Of course I did fear the bear though I have no idea if the bear feared me. Still, in the wilderness, it watched me, saw that I meant it no harm and permitted me to live. At the time I could not savor the experience. Now, because I was not hurt, I do. I saw a magnificent creature up close, close enough to touch, and it let me be. It was an extraordinary moment of God’s grace.
There are, I suppose, all kinds of reasons the grizzly left me alone. I will never know them all and neither will anyone else. Nor will I ever understand how much of a part God played in it, not on this side of life. Perhaps there was an angel. It sounds far-fetched but who knows? When Jesus was among the wild ones the angels were there too. He was with the wild animals and angels attended him. (Mark 1:13, NIV)

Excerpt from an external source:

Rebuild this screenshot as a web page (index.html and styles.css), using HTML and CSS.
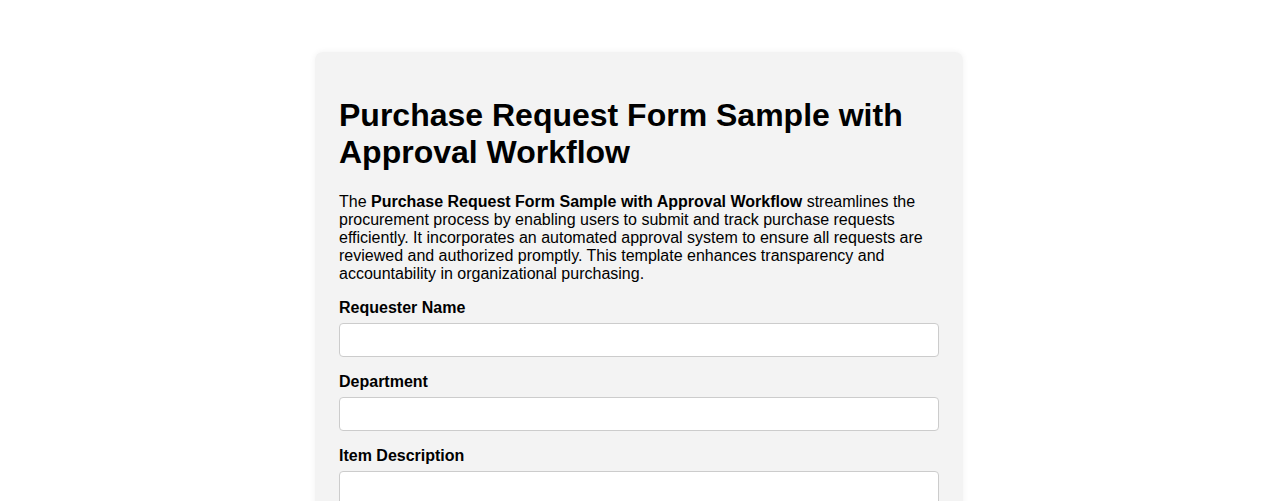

It could not have been a coincidence that the Son of God had the wilderness animals with him. Jesus’ life was not a life of coincidences. And I doubt my experience with the grizzly was a coincidence either. Do the children of God live out lives that are strings of coincidences any more than their Lord and Master did? The Bible says God knew me before I was born and that he was well aware of all the days of my life before one of them came to be. So my day of the grizzly is there too.
But what does it mean? I have thought about it many times and I really can’t say. Except there is one thing – the encounter did not make me value God’s creation less, I came to value it more. I did not love it less, I loved it more. I did not return to it in fear and anxiety but in anticipation of something greater because I had been so near to one of the most powerful creatures in North America and allowed to walk away unscathed.
The experience did not take from me. It gave to me and, in those minutes of my greatest fear and vulnerability, made me much more a son of God.
All the days ordained for me were written in your book before one of them came to be.